Perhaps the real issue is not whether railway modelling is an art form, but whether the “big tent” definition of the hobby is really the appropriate one? The person who uses railway models as an art form has more in common with a sculptor, while someone interested in the research to create an accurate representation of the past has more in common with a historian. The locomotive builder identifies more with an engineer or machinist. And those who enjoy operating sessions have more in common with gamers. So why are they all considered railway modellers?
– Trevor (Port Rowan in 1:64)
All I can say is, “If you’re having fun, you’re doing it right”!
Although I am not sure about the “f-word” (fun)!
Yeah, “fun” is a loaded word in our hobby. It’s often used as a crutch. “I’m having fun – don’t make me think about what I’m doing”, etc.
That’s why I said, “the hobby as it is currently defined is a big tent hobby” in which that’s the only rule.
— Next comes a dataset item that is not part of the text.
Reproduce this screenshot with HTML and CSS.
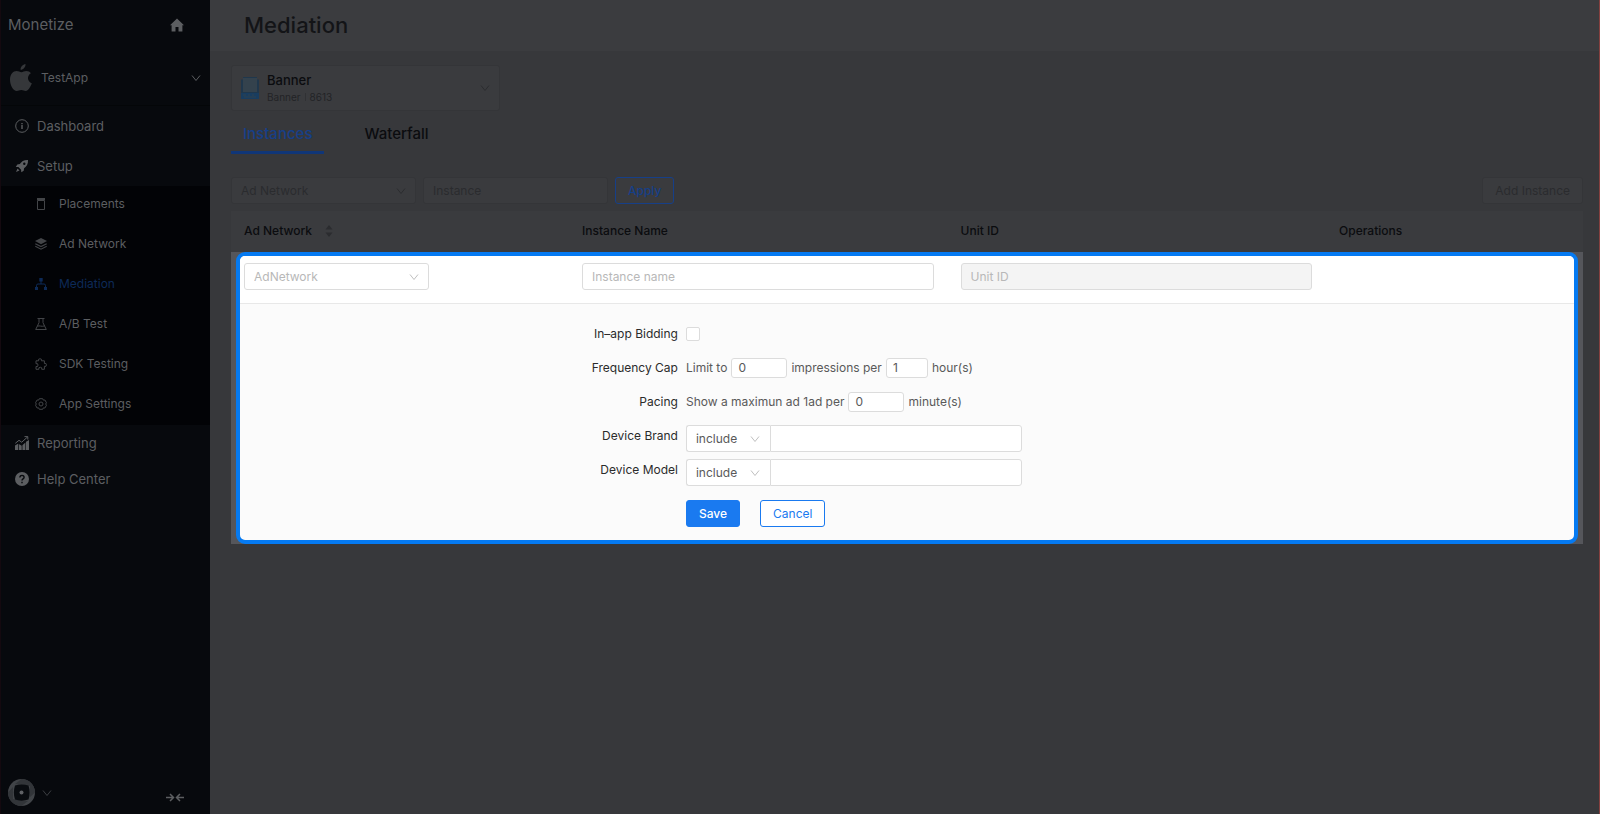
FILE: index.html
```
<!DOCTYPE html>
<html lang="en">
<head>
  <meta charset="UTF-8">
  <meta name="viewport" content="width=device-width, initial-scale=1.0">
  <title>Monetize - Mediation</title>
  <link rel="stylesheet" href="styles.css">
</head>
<body>
  <svg class="sprite" aria-hidden="true">
    <symbol id="chevron" viewBox="0 0 10 8"><path d="M1 1.5l4 5 4-5" fill="none" stroke="currentColor"/></symbol>
  </svg>

  <aside class="sidebar">
    <div class="brand">
      <span>Monetize</span>
      <a href="#" aria-label="Home">
        <svg width="14" height="14" viewBox="0 0 14 14"><path fill="currentColor" d="M7 .5L0 7.2h1.6V13.500h3.900V9h3v4.500h3.900V7.200H14z"/></svg>
      </a>
    </div>
    <button class="app-switch">
      <svg width="22" height="28" viewBox="0 0 22 28"><path fill="currentColor" d="M15.500 0c.3 2.900-2.100 5.800-4.900 5.800C10.300 3 12.900.3 15.500 0zM20.900 9.300c-4.300 2.600-3.700 8.200.9 10-1.300 3.700-3.700 7.600-6 7.600-1.700 0-2.400-1-4.500-1s-2.900 1-4.500 1C3.300 26.900 0 21.300 0 15.700 0 10.200 3.200 7 6.600 7c2 0 3.300 1.200 4.800 1.200S14.200 7 16.500 7c1.700 0 3.400.9 4.400 2.300z"/></svg>
      <span>TestApp</span>
      <svg class="chev" width="10" height="8"><use href="#chevron"/></svg>
    </button>

    <nav>
      <div class="menu top-menu">
        <a href="#">
          <svg width="14" height="14" viewBox="0 0 14 14" fill="none" stroke="currentColor"><circle cx="7" cy="7" r="6.300"/><path d="M7 6v4M7 4v1.200" stroke-width="1.400"/></svg>
          Dashboard
        </a>
        <a href="#">
          <svg width="14" height="14" viewBox="0 0 14 14"><path fill="currentColor" fill-rule="evenodd" d="M13 1C9 .8 6.500 2.500 4.800 5L2.300 5.400.8 7.900l2.600.1 2.700 2.700.2 2.600 2.400-1.500.4-2.500C11.600 7.500 13.300 5 13 1zM9.300 3.600a1.200 1.200 0 1 1 0 2.400 1.200 1.200 0 0 1 0-2.400zM2.500 9.500L1 13l3.500-1.500z"/></svg>
          Setup
        </a>
      </div>
      <div class="submenu">
        <a href="#">
          <svg width="12" height="12" viewBox="0 0 12 12" fill="none" stroke="currentColor"><path d="M2.500 2.500h7v9h-7z"/><path d="M2 1h8" stroke-width="2"/></svg>
          Placements
        </a>
        <a href="#">
          <svg width="12" height="12" viewBox="0 0 12 12"><path fill="currentColor" d="M6 0l6 3-6 3.200L0 3z"/><path d="M.3 5.700L6 8.600l5.700-2.900M.3 8.300L6 11.200l5.700-2.900" fill="none" stroke="currentColor" stroke-width="1.100"/></svg>
          Ad Network
        </a>
        <a href="#" class="active">
          <svg width="12" height="12" viewBox="0 0 12 12"><path fill="currentColor" d="M4.300 0h3.400v3.400H4.300zM0 9h3v3H0zM9 9h3v3H9z"/><path d="M6 3v3M1.500 9.500V7.500Q1.500 6 3 6h6q1.500 0 1.500 1.500v2" fill="none" stroke="currentColor"/></svg>
          Mediation
        </a>
        <a href="#">
          <svg width="12" height="12" viewBox="0 0 12 12" fill="none" stroke="currentColor"><path d="M2.500.5h7M4 .5v4.200L.7 11.500h10.600L8 4.700V.5M2.500 8.200c2-1 4 .8 7-.3"/></svg>
          A/B Test
        </a>
        <a href="#">
          <svg width="12" height="12" viewBox="0 0 12 12" fill="none" stroke="currentColor"><path d="M1 2.800h2.600a1.500 1.500 0 1 1 2.800 0h3V5.500a1.500 1.500 0 1 1 0 2.800v3H6.700a1.500 1.500 0 1 0-2.800 0H1V8.500a1.500 1.500 0 1 0 0-2.800z"/></svg>
          SDK Testing
        </a>
        <a href="#">
          <svg width="12" height="12" viewBox="0 0 12 12" fill="none" stroke="currentColor"><path d="M4.300.7h3.400l.6 1.400 1.600-.1 1.600 2.800L10.600 6l.9 1.200-1.600 2.800-1.600-.1-.6 1.400H4.300l-.6-1.400-1.600.1L.5 7.200 1.400 6 .5 4.800 2.100 2l1.600.1z"/><circle cx="6" cy="6" r="2"/></svg>
          App Settings
        </a>
      </div>
      <div class="menu">
        <a href="#">
          <svg width="14" height="14" viewBox="0 0 14 14"><path fill="currentColor" d="M0 9.500l3-1.700V14H0zM3.700 8l3 1.700V14h-3zM7.400 9.300l3-2.800V14h-3zM11 5.700L14 4v10h-3z"/><path d="M.3 7.300L4 4.300l2.700 1.900L12.500 1M9.500.6h3.300v3" fill="none" stroke="currentColor"/></svg>
          Reporting
        </a>
        <a href="#">
          <svg width="14" height="14" viewBox="0 0 14 14"><circle cx="7" cy="7" r="7" fill="currentColor"/><path d="M4.900 5.400c0-2.800 4.300-2.600 4.200-.1C9.100 7 7 6.800 7 8.600M7 9.700v1.500" fill="none" stroke="#07090d" stroke-width="1.400"/></svg>
          Help Center
        </a>
      </div>
    </nav>

    <div class="side-foot">
      <button class="account" aria-label="Account">
        <svg width="27" height="27" viewBox="0 0 27 27"><circle cx="13.500" cy="13.500" r="13.500" fill="#414448"/><path d="M13.500 0A13.500 13.500 0 0 1 27 13.500L22 18V7L7 5zM13.500 27A13.500 13.500 0 0 1 0 13.500L5 8v12l15 2z" fill="#323539"/><path d="M7 6.500c4-1.500 9-1.500 13.500 0 1.500 4.500 1.500 9.500 0 14-4.500 1.500-9.500 1.500-13.500 0-1.500-4.500-1.500-9.500 0-14z" fill="#090c10"/><circle cx="13.500" cy="13.500" r="2" fill="#606266"/></svg>
        <svg width="12" height="8"><use href="#chevron"/></svg>
      </button>
      <button class="collapse" aria-label="Collapse menu">
        <svg width="18" height="9" viewBox="0 0 18 9" fill="none" stroke="currentColor" stroke-width="1.500"><path d="M0 4.500h7.500M4 1l3.500 3.500L4 8M18 4.500h-7.500M14 1l-3.500 3.500L14 8"/></svg>
      </button>
    </div>
  </aside>

  <main class="main">
    <header class="page-head"><h1>Mediation</h1></header>

    <div class="content">
      <button class="placement">
        <svg width="18" height="23" viewBox="0 0 18 23"><path d="M0 2.500h2V0h14v2.500h2V22H0z" fill="#20374c"/><path d="M2 1h14v14H2z" fill="#34424d"/><path d="M0 16h18v6H0z" fill="#193d60"/><path d="M2 18h3M7 18h2M11 18h2M3 20h12" stroke="#31424f"/></svg>
        <span class="placement-text">
          <b>Banner</b>
          <small>Banner <i></i> 8613</small>
        </span>
        <svg class="chev" width="10" height="8"><use href="#chevron"/></svg>
      </button>

      <div class="tabs" role="tablist">
        <button role="tab" class="tab current" aria-selected="true">Instances</button>
        <button role="tab" class="tab" aria-selected="false">Waterfall</button>
      </div>

      <div class="filters">
        <div class="select wide">
          <select aria-label="Ad Network"><option>Ad Network</option></select>
          <svg width="10" height="8"><use href="#chevron"/></svg>
        </div>
        <input class="wide" type="text" placeholder="Instance" aria-label="Instance">
        <button class="btn apply">Apply</button>
        <button class="btn add" disabled>Add Instance</button>
      </div>

      <table class="instances">
        <thead>
          <tr>
            <th class="col-network">Ad Network
              <svg class="sorter" width="8" height="12" viewBox="0 0 8 12"><path fill="currentColor" d="M4 0l3.500 4.500h-7zM4 12l3.500-4.500h-7z"/></svg>
            </th>
            <th class="col-field">Instance Name</th>
            <th class="col-field">Unit ID</th>
            <th>Operations</th>
          </tr>
        </thead>
        <tbody>
          <tr>
            <td colspan="4">
              <form class="editor">
                <div class="editor-row">
                  <div class="select wide">
                    <select aria-label="AdNetwork"><option>AdNetwork</option></select>
                    <svg width="10" height="8"><use href="#chevron"/></svg>
                  </div>
                  <input type="text" placeholder="Instance name" aria-label="Instance name">
                  <input type="text" placeholder="Unit ID" aria-label="Unit ID" disabled>
                </div>
                <div class="editor-form">
                  <div class="item">
                    <label for="bidding">In–app Bidding</label>
                    <div class="control"><input id="bidding" type="checkbox"></div>
                  </div>
                  <div class="item">
                    <label for="cap">Frequency Cap</label>
                    <div class="control">
                      Limit to <input id="cap" class="num" type="text" value="0">
                      impressions per <input class="num short" type="text" value="1" aria-label="Hours"> hour(s)
                    </div>
                  </div>
                  <div class="item">
                    <label for="pacing">Pacing</label>
                    <div class="control">
                      Show a maximun ad 1ad per <input id="pacing" class="num" type="text" value="0"> minute(s)
                    </div>
                  </div>
                  <div class="item">
                    <label for="brand">Device Brand</label>
                    <div class="control group">
                      <div class="select">
                        <select aria-label="Brand rule"><option>include</option><option>exclude</option></select>
                        <svg width="10" height="8"><use href="#chevron"/></svg>
                      </div>
                      <input id="brand" type="text">
                    </div>
                  </div>
                  <div class="item">
                    <label for="model">Device Model</label>
                    <div class="control group">
                      <div class="select">
                        <select aria-label="Model rule"><option>include</option><option>exclude</option></select>
                        <svg width="10" height="8"><use href="#chevron"/></svg>
                      </div>
                      <input id="model" type="text">
                    </div>
                  </div>
                  <div class="actions">
                    <button type="button" class="btn save">Save</button>
                    <button type="button" class="btn cancel">Cancel</button>
                  </div>
                </div>
              </form>
            </td>
          </tr>
        </tbody>
      </table>
    </div>
  </main>
</body>
</html>
```

FILE: styles.css
```
* {
  box-sizing: border-box;
}
body {
  margin: 0;
  min-height: 100vh;
  display: flex;
  background: #37383b;
  border-left: 1px solid #14090f;
  border-right: 1px solid #84403f;
  font-family: Inter, "Liberation Sans", sans-serif;
  font-size: 12px;
  line-height: 20px;
  color: #0b0c0f;
}
button, input, select {
  font: inherit;
  color: inherit;
}
button {
  background: none;
  border: none;
  padding: 0;
  cursor: pointer;
}
a {
  color: inherit;
  text-decoration: none;
}
svg {
  flex: none;
  display: block;
}
.sprite {
  position: absolute;
  width: 0;
  height: 0;
}

/* sidebar */
.sidebar {
  width: 209px;
  flex: none;
  display: flex;
  flex-direction: column;
  background: #07090d;
  color: #5c5e61;
}
.brand {
  display: flex;
  align-items: center;
  justify-content: space-between;
  height: 50px;
  padding: 0 26px 0 7px;
  font-size: 15px;
}
.app-switch {
  display: flex;
  align-items: center;
  gap: 9px;
  height: 56px;
  padding: 0 9px;
  border-bottom: 1px solid #040608;
  text-align: left;
}
.app-switch svg:first-child {
  color: #35373a;
}
.chev {
  margin-left: auto;
}
.menu a {
  display: flex;
  align-items: center;
  gap: 8px;
  height: 36px;
  padding-left: 14px;
  font-size: 13px;
}
.top-menu a {
  height: 40px;
}
.submenu {
  display: flex;
  flex-direction: column;
  gap: 4px;
  padding-bottom: 3px;
  background: #020306;
}
.submenu a {
  display: flex;
  align-items: center;
  gap: 12px;
  height: 36px;
  padding-left: 34px;
}
.submenu svg {
  color: #434548;
}
.submenu .active,
.submenu .active svg {
  color: #0d2a57;
}
.side-foot {
  display: flex;
  align-items: center;
  justify-content: space-between;
  margin-top: auto;
  padding: 0 26px 8px 7px;
}
.account {
  display: flex;
  align-items: center;
  gap: 6px;
  color: #3c3e42;
}
.collapse {
  padding-top: 10px;
}

/* page */
.main {
  flex: 1;
  min-width: 0;
}
.page-head {
  height: 51px;
  padding-left: 34px;
  background: #3b3c3f;
}
h1 {
  margin: 0;
  font-size: 22px;
  font-weight: 500;
  line-height: 50px;
  color: #131417;
}
.content {
  padding: 14px 16px 0 21px;
}
.placement {
  display: flex;
  align-items: center;
  gap: 8px;
  width: 269px;
  height: 46px;
  padding: 0 9px;
  background: #3a3b3e;
  border: 1px solid #343538;
  border-radius: 3px;
  text-align: left;
}
.placement-text b {
  display: block;
  font-size: 13px;
  font-weight: 500;
  line-height: 18px;
}
.placement-text small {
  display: flex;
  align-items: center;
  font-size: 10px;
  line-height: 16px;
  color: #222326;
}
.placement-text i {
  width: 1px;
  height: 8px;
  margin: 0 4px;
  background: #303134;
}
.placement .chev,
.filters .select svg {
  color: #2b2c2f;
}
.tabs {
  display: flex;
  gap: 27px;
}
.tab {
  height: 43px;
  padding: 5px 13px 0;
  border-bottom: 3px solid transparent;
  font-size: 15px;
  font-weight: 500;
}
.tab.current {
  padding: 5px 12px 0;
  color: #163f88;
  border-color: #103678;
}
.filters {
  display: flex;
  gap: 7px;
  margin: 23px 0 7px;
}
input[type="text"],
select {
  display: block;
  width: 100%;
  height: 27px;
  padding: 0 9px;
  background: #fff;
  border: 1px solid #dcdcdc;
  border-radius: 3px;
  color: #595959;
  appearance: none;
}
input::placeholder {
  color: #b8b8b8;
  opacity: 1;
}
.select {
  position: relative;
}
.select svg {
  position: absolute;
  right: 10px;
  top: 10px;
  color: #bfbfbf;
  pointer-events: none;
}
.select.wide,
input.wide {
  width: 185px;
}
.filters input.wide,
.filters select {
  background: #3a3b3e;
  border-color: #343538;
  color: #2a2b2e;
}
.filters input::placeholder {
  color: #2a2b2e;
}
.btn {
  height: 27px;
  padding: 0 12px;
  border: 1px solid #1a7af0;
  border-radius: 3px;
  background: #fff;
  color: #1a7af0;
}
.apply {
  background: #3a3b3e;
  border-color: #163f88;
  color: #163f88;
  font-weight: 500;
}
.add {
  margin-left: auto;
  background: #3a3b3e;
  border-color: #343538;
  color: #2a2b2e;
}

/* instances table */
.instances {
  width: 100%;
  table-layout: fixed;
  border-collapse: collapse;
}
.instances th {
  height: 41px;
  padding: 0 13px 2px;
  background: #3a3b3e;
  text-align: left;
  font-weight: 500;
}
.col-network {
  width: 25%;
}
.col-field {
  width: 28%;
}
.sorter {
  display: inline-block;
  margin-left: 10px;
  vertical-align: middle;
  color: #2b2c2f;
}
.instances td {
  padding: 0 5px;
  background: #55565b;
}
.editor {
  border: 4px solid #057af2;
  border-radius: 9px;
  overflow: hidden;
  background: #fbfbfb;
}
/* pulled out under the frame so the fields line up with the table columns */
.editor-row {
  display: grid;
  grid-template-columns: 25% 28% 28%;
  margin: 0 -9px;
  padding: 7px 0 13px;
  background: #fff;
  border-bottom: 1px solid #e8e8e8;
}
.editor-row > * {
  margin-left: 13px;
}
.editor-row > input[type="text"] {
  width: calc(100% - 27px);
}
.editor-row select {
  color: #b8b8b8;
}
input[type="text"]:disabled {
  background: #f4f4f4;
}
.editor-form {
  margin: 0 -9px;
  padding: 20px 13px 13px;
}
.item {
  display: flex;
  min-height: 27px;
  margin-bottom: 7px;
}
.item > label {
  width: 33.33%;
  padding-right: 8px;
  text-align: right;
  color: #2b2b2b;
}
.control {
  display: flex;
  align-items: center;
  gap: 4px;
  height: 20px;
  color: #595959;
}
input[type="checkbox"] {
  width: 14px;
  height: 14px;
  margin: 0;
  background: #fff;
  border: 1px solid #dcdcdc;
  border-radius: 2px;
  appearance: none;
}
input.num {
  width: 56px;
  height: 20px;
  padding: 0 6px;
}
input.num.short {
  width: 42px;
}
.group {
  width: 336px;
  height: 27px;
  gap: 0;
  margin-top: -1px;
}
.group .select {
  width: 84px;
  flex: none;
}
.group select {
  border-right: none;
  border-radius: 3px 0 0 3px;
}
.group input[type="text"] {
  border-radius: 0 3px 3px 0;
}
.actions {
  display: flex;
  gap: 20px;
  margin-left: 33.33%;
  padding-top: 6px;
}
.save {
  background: #1a7af0;
  color: #fff;
  font-weight: 500;
}
```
The problem, as I try to address later in my comment, is that big tent nature of the hobby. We can’t judge whether the hobby is an art form, or how that’s defined, when the hobby includes people running RTR models on EZ Track on the carpet. We have to carve those guys out of the “railway modelling” hobby, while acknowledging that they are having fun, so doing the hobby right – for them. We can call them “model train enthusiasts”. And then we can do the same with other groups within the big tent hobby.
This doesn’t mean that a person has to be consigned to one pigeonhole. One can be an operations enthusiast AND a locomotive builder – in the same way that a person could build an exquisite model of an X-Wing snub fighter and also enjoy playing the tabletop miniatures game, “X-Wing”. In the first instance, they’re a plastic modeller – in the second, they’re a gamer. But they’re not considered the same hobby, despite the common element of an interest in Star Wars.
In our hobby, they would both be considered the SAME hobby.
But they are very much two different hobbies: the models are rarely used within role playing.
I don’t mind the big tent, but I do mind when it is used, along with your example of the word fun, as an excuse for not being bothered.
I do think there is a difference between a (possibly glorified) train set and a model railway, even if the latter is quite basic and it could even use EZ track on the carpet, if it was replicating prototype operations, and trains were driven properly.
I like that there is no clear boundary. I think it makes it easier to progress from playing with a train set to Playing With Trains.
Ultimately, and I do get your point, if someone gets enjoyment from a train set, then that’s fine by me, but I probably wouldn’t think of it as installation art, even though some might.